Index(['loan_id', 'no_of_dependents', 'income_annum', 'loan_amount',
       'loan_term', 'cibil_score', 'residential_assets_value',
       'commercial_assets_value', 'luxury_assets_value', 'bank_asset_value',
       'education', 'self_employed', 'loan_status'],
      dtype='object')


### feature scaling

In [133]:
# List of numerical features to scale
numeric_features = [
    'income_annum', 'loan_amount', 'loan_term', 'cibil_score',
    'residential_assets_value', 'commercial_assets_value',
    'luxury_assets_value', 'bank_asset_value'
]

scaler = StandardScaler()

data[numeric_features] = scaler.fit_transform(data[numeric_features]) # numerical features should now have a mean of 0 and std deviation of 1

### data splitting

In [135]:
X = data.drop('loan_status', axis=1)  # Features
y = data['loan_status']              # Target

# 70% train, 15% validation, 15% test
X_train, X_temp, y_train, y_temp = train_test_split(X, y, test_size=0.3, random_state=42)
X_val, X_test, y_val, y_test = train_test_split(X_temp, y_temp, test_size=0.5, random_state=42)
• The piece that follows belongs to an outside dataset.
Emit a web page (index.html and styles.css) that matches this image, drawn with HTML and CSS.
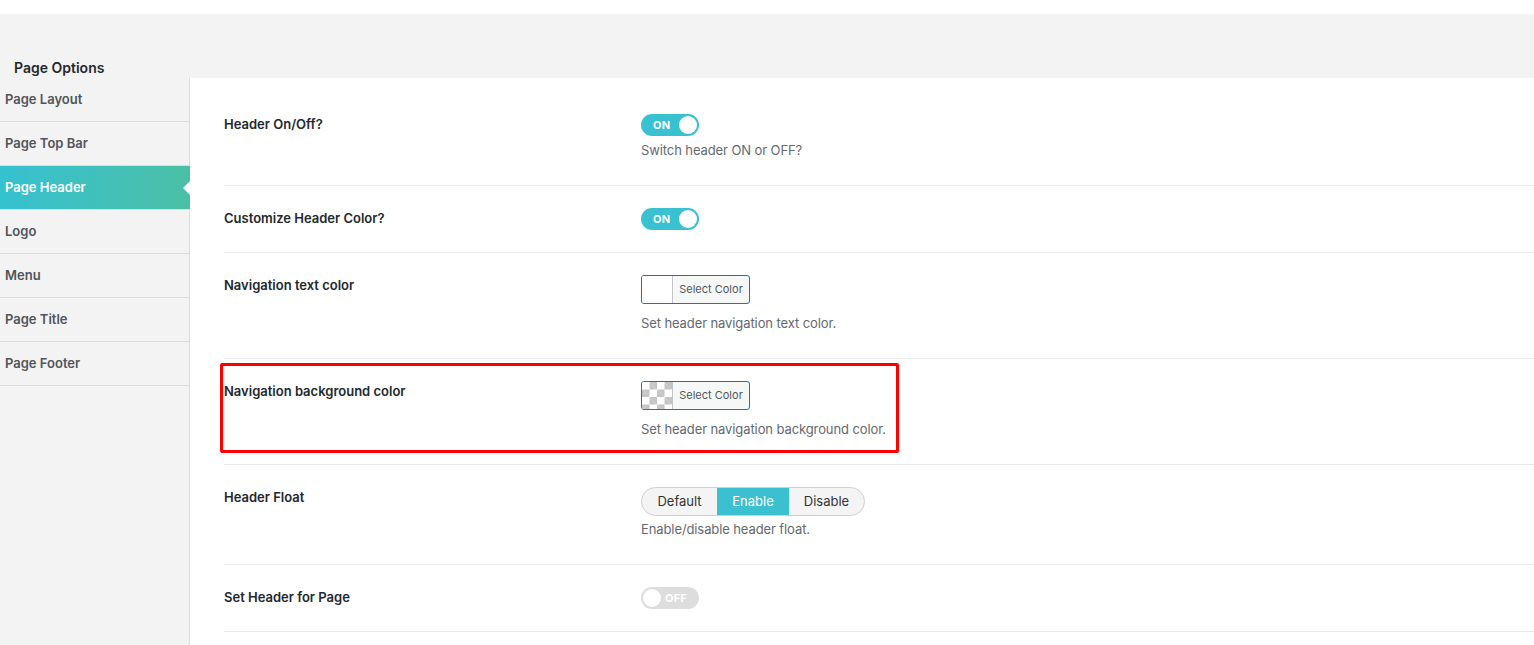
FILE: index.html
```html
<!DOCTYPE html>
<html>
<head>
<meta charset="utf-8">
<link rel="stylesheet" href="styles.css">
</head>
<body>
<div class="topbar"></div>
<div class="page">
  <h2 class="page-title">Page Options</h2>
  <div class="layout">
    <ul class="sidebar">
      <li>Page Layout</li>
      <li>Page Top Bar</li>
      <li class="active">Page Header</li>
      <li>Logo</li>
      <li>Menu</li>
      <li>Page Title</li>
      <li>Page Footer</li>
    </ul>
    <div class="content">
      <div class="row">
        <div class="label">Header On/Off?</div>
        <div class="field">
          <div class="toggle on"><span class="txt">ON</span><span class="knob"></span></div>
          <p class="desc">Switch header ON or OFF?</p>
        </div>
      </div>
      <div class="row">
        <div class="label">Customize Header Color?</div>
        <div class="field">
          <div class="toggle on"><span class="txt">ON</span><span class="knob"></span></div>
        </div>
      </div>
      <div class="row">
        <div class="label">Navigation text color</div>
        <div class="field">
          <div class="picker"><span class="swatch"></span><span class="ptext">Select Color</span></div>
          <p class="desc after-picker">Set header navigation text color.</p>
        </div>
      </div>
      <div class="row highlighted">
        <div class="label">Navigation background color</div>
        <div class="field">
          <div class="picker"><span class="swatch checker"></span><span class="ptext">Select Color</span></div>
          <p class="desc after-picker">Set header navigation background color.</p>
        </div>
        <div class="redbox"></div>
      </div>
      <div class="row">
        <div class="label">Header Float</div>
        <div class="field">
          <div class="btngroup"><span>Default</span><span class="sel">Enable</span><span>Disable</span></div>
          <p class="desc after-group">Enable/disable header float.</p>
        </div>
      </div>
      <div class="row">
        <div class="label">Set Header for Page</div>
        <div class="field">
          <div class="toggle off"><span class="knob"></span><span class="txt">OFF</span></div>
        </div>
      </div>
    </div>
  </div>
</div>
</body>
</html>
```
FILE: styles.css
```css
* { box-sizing: border-box; }
html, body { margin: 0; padding: 0; }
body {
  font-family: Inter, "Liberation Sans", sans-serif;
  background: #f3f3f3;
  color: #23282d;
  height: 645px;
  overflow: hidden;
}
.topbar { height: 14px; background: #fff; }
.page { background: #f3f3f3; }
.page-title {
  margin: 0;
  height: 64px;
  padding: 45px 0 0 14px;
  font-size: 14px;
  line-height: 18px;
  font-weight: 600;
  color: #23282d;
}
.layout { display: flex; align-items: stretch; height: 567px; overflow: hidden; }
.sidebar {
  list-style: none;
  margin: 0;
  padding: 0;
  width: 190px;
  flex: none;
  border-right: 1px solid #dcdcdc;
}
.sidebar li {
  height: 44px;
  line-height: 43px;
  padding-left: 5px;
  font-size: 13px;
  font-weight: 600;
  color: #50555a;
  border-bottom: 1px solid #dcdcdc;
  position: relative;
}
.sidebar li.active {
  background: linear-gradient(90deg, #36c1d0 0%, #4bbfa6 100%);
  color: #fff;
  margin-right: -1px;
}
.sidebar li.active::after {
  content: "";
  position: absolute;
  right: 0;
  top: 50%;
  margin-top: -7px;
  border-style: solid;
  border-width: 7px 7px 7px 0;
  border-color: transparent #fff transparent transparent;
}
.content {
  flex: 1;
  background: #fff;
  padding: 14px 0 0 34px;
}
.row {
  display: grid;
  grid-template-columns: 417px 1fr;
  padding: 22px 0;
  border-bottom: 1px solid #ebebeb;
  position: relative;
}
.label {
  font-size: 13px;
  line-height: 20px;
  font-weight: 600;
  color: #23282d;
}
.field { font-size: 13px; }
.desc {
  margin: 4px 0 3px;
  line-height: 20px;
  font-size: 13px;
  color: #646970;
  letter-spacing: -0.1px;
}
.desc.after-picker { margin-top: 9px; }
.desc.after-group { margin-top: 3px; }
.toggle {
  width: 58px;
  height: 22px;
  border-radius: 11px;
  display: flex;
  align-items: center;
  justify-content: space-between;
  padding: 0 2px 0 12px;
}
.toggle.on { background: #39c1d1; }
.toggle.off { background: #dddddd; padding: 0 12px 0 2px; }
.toggle .txt {
  color: #fff;
  font-size: 11px;
  font-weight: 700;
  letter-spacing: 0.2px;
}
.toggle .knob {
  width: 18px;
  height: 18px;
  border-radius: 50%;
  background: #fff;
}
.picker {
  display: flex;
  width: 109px;
  height: 29px;
  border: 1px solid #2271b1;
  border-radius: 3px;
  overflow: hidden;
  background: #f6f7f7;
}
.swatch {
  width: 31px;
  flex: none;
  background: #fff;
  border-right: 1px solid #c3c4c7;
}
.swatch.checker {
  background-color: #fff;
  background-image:
    linear-gradient(45deg, #c4c4c4 25%, transparent 25%, transparent 75%, #c4c4c4 75%),
    linear-gradient(45deg, #c4c4c4 25%, transparent 25%, transparent 75%, #c4c4c4 75%);
  background-size: 15px 15px;
  background-position: 0 0, 7.5px 7.5px;
}
.ptext {
  flex: 1;
  font-size: 11px;
  line-height: 27px;
  color: #50575e;
  text-align: center;
}
.btngroup {
  display: flex;
  width: fit-content;
  height: 29px;
  border: 1px solid #cfcfcf;
  border-radius: 15px;
  overflow: hidden;
  background: #f4f4f4;
}
.btngroup span {
  font-size: 13px;
  line-height: 27px;
  color: #333;
  text-align: center;
}
.btngroup span:nth-child(1) { width: 75px; }
.btngroup span:nth-child(2) { width: 72px; }
.btngroup span:nth-child(3) { width: 75px; }
.btngroup .sel { background: #3bc0d0; color: #fff; }
.redbox {
  position: absolute;
  left: -4px;
  top: 4px;
  width: 679px;
  height: 90px;
  border: 3px solid #ff0000;
  border-radius: 2px;
  pointer-events: none;
}
```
# uneven class distribution, lets apply SMOTE to add synthetic data
print("Class distribution before SMOTE:", pd.Series(y_train).value_counts())
smote = SMOTE(random_state=42)
X_train, y_train = smote.fit_resample(X_train, y_train)
print("Class distribution after SMOTE:", pd.Series(y_train).value_counts())


# making sure the number of labels match up
print("Training set:", X_train.shape, y_train.shape)
print("Validation set:", X_val.shape, y_val.shape)
print("Test set:", X_test.shape, y_test.shape)
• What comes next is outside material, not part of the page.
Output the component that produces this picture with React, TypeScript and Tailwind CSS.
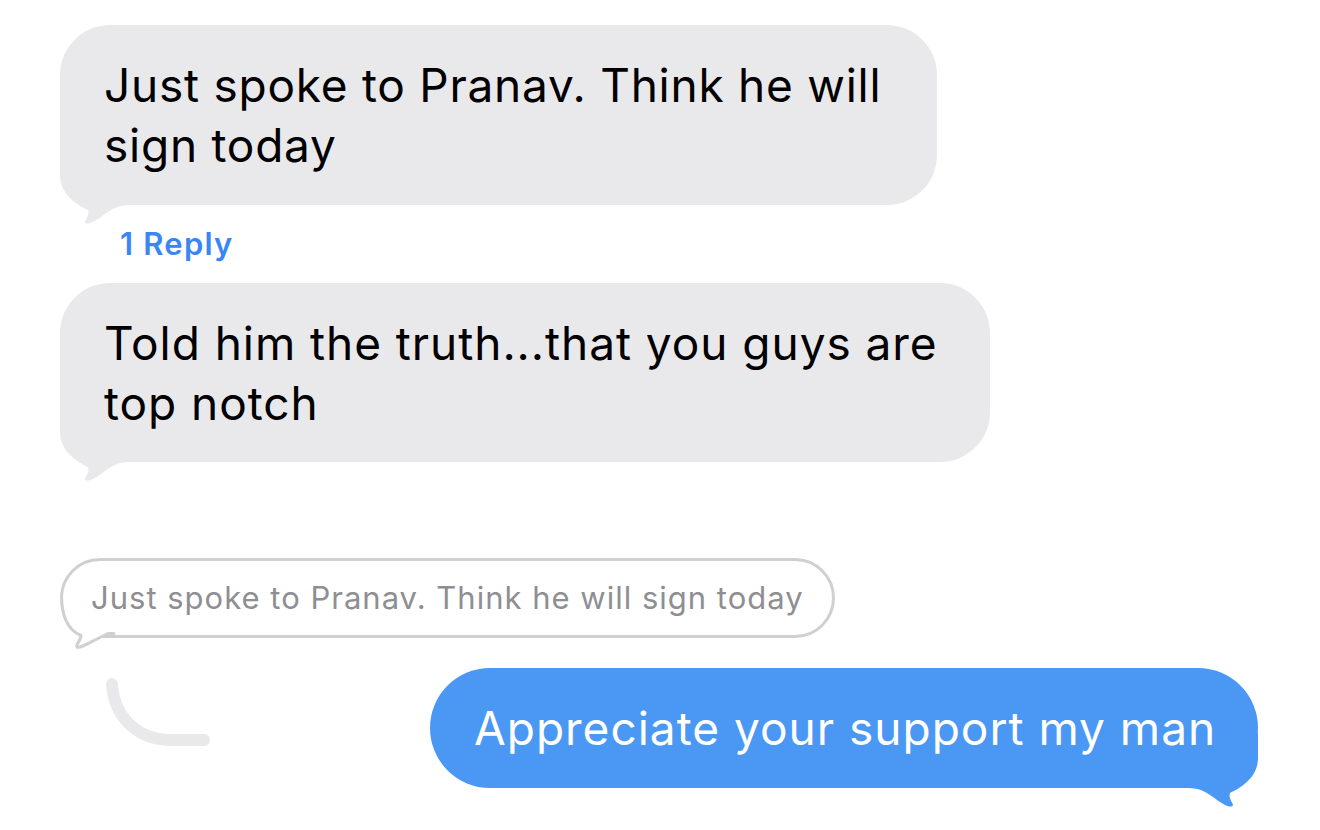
import React from 'react';

const gray = '#e9e9eb';

function GrayTail({ color }: { color: string }) {
  return (
    <svg width="70" height="80" viewBox="0 0 70 80" className="absolute left-0 bottom-[-25px]">
      <path
        d="M0 0 L0 25 C0 45 18 55 28 60 C30 65 25 70 25 72 C26 76 35 72 45 64 C52 59 58 55 70 55 L70 0 Z"
        fill={color}
      />
    </svg>
  );
}

function BlueTail({ color }: { color: string }) {
  return (
    <svg width="70" height="80" viewBox="0 0 70 80" className="absolute right-0 bottom-[-25px] -scale-x-100">
      <path
        d="M0 0 L0 25 C0 45 18 55 28 60 C30 65 25 70 25 72 C26 76 35 72 45 64 C52 59 58 55 70 55 L70 0 Z"
        fill={color}
      />
    </svg>
  );
}

function QuotedTail() {
  return (
    <svg width="60" height="60" viewBox="0 0 60 60" className="absolute left-[-3px] bottom-[-20px] overflow-visible">
      <path d="M0 0 C0 25 10 36 22 40.5 C22 46 16 50 18 52 C21 54 32 46 48 37 L60 37 L60 0 Z" fill="#fff" />
      <path
        d="M1.5 0 C1.5 25 10 36 21 40.5 C21 46 15 50 17 52 C20 54 32 46 48 38.5 L54 38.5"
        fill="none"
        stroke="#d0d0d0"
        strokeWidth="3"
        strokeLinejoin="round"
        strokeLinecap="round"
      />
    </svg>
  );
}

export default function App() {
  return (
    <div className="min-h-screen bg-white pt-[25px] font-['Inter','Liberation_Sans',sans-serif] antialiased">
      <div className="pl-[60px] flex flex-col items-start">
        <div className="relative">
          <GrayTail color={gray} />
          <div className="relative w-[877px] h-[180px] rounded-[50px] bg-[#e9e9eb] px-[44px] flex flex-col justify-center text-[46px] leading-[60px] tracking-[0.75px] text-black">
            <p>Just spoke to Pranav. Think he will<br />sign today</p>
          </div>
        </div>

        <p className="ml-[60px] mt-[21px] text-[31px] leading-[36px] font-semibold tracking-[1.2px] text-[#3a86f5]">1 Reply</p>

        <div className="relative mt-[21px]">
          <GrayTail color={gray} />
          <div className="relative w-[930px] h-[179px] rounded-[50px] bg-[#e9e9eb] px-[44px] flex flex-col justify-center text-[46px] leading-[60px] tracking-[0.95px] text-black">
            <p>Told him the truth...that you guys are<br />top notch</p>
          </div>
        </div>

        <div className="relative mt-[96px] w-[775px] h-[80px] rounded-[40px] border-[3px] border-[#d0d0d0] bg-white px-[28px] flex items-center">
          <QuotedTail />
          <span className="relative whitespace-nowrap text-[31px] tracking-[1px] text-[#8e8e93]">
            Just spoke to Pranav. Think he will sign today
          </span>
        </div>
      </div>

      <div className="mt-[30px] flex justify-between items-start">
        <svg width="120" height="70" viewBox="0 0 120 70" className="ml-[100px] mt-[8px]">
          <path d="M12 8 C14 40 36 64 72 64 L104 64" fill="none" stroke={gray} strokeWidth="12" strokeLinecap="round" />
        </svg>
        <div className="relative mr-[62px]">
          <BlueTail color="#4a98f4" />
          <div className="relative w-[828px] h-[120px] rounded-[60px] bg-[#4a98f4] pl-[44px] flex items-center whitespace-nowrap text-[46px] tracking-[1px] text-white">
            Appreciate your support my man
          </div>
        </div>
      </div>
    </div>
  );
}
Class distribution before SMOTE: loan_status
1.0    1846
0.0    1142
Name: count, dtype: int64
Class distribution after SMOTE: loan_status
0.0    1846
1.0    1846
Name: count, dtype: int64
Training set: (3692, 12) (3692,)
Validation set: (640, 12) (640,)
Test set: (641, 12) (641,)


### Finally, save the training, validation, and testing samples to their respective .csv files

In [137]:
X_train.to_csv("X_train.csv", index=False)
X_val.to_csv("X_val.csv", index=False)
X_test.to_csv("X_test.csv", index=False)
y_train.to_csv("y_train.csv", index=False)
y_val.to_csv("y_val.csv", index=False)
y_test.to_csv("y_test.csv", index=False)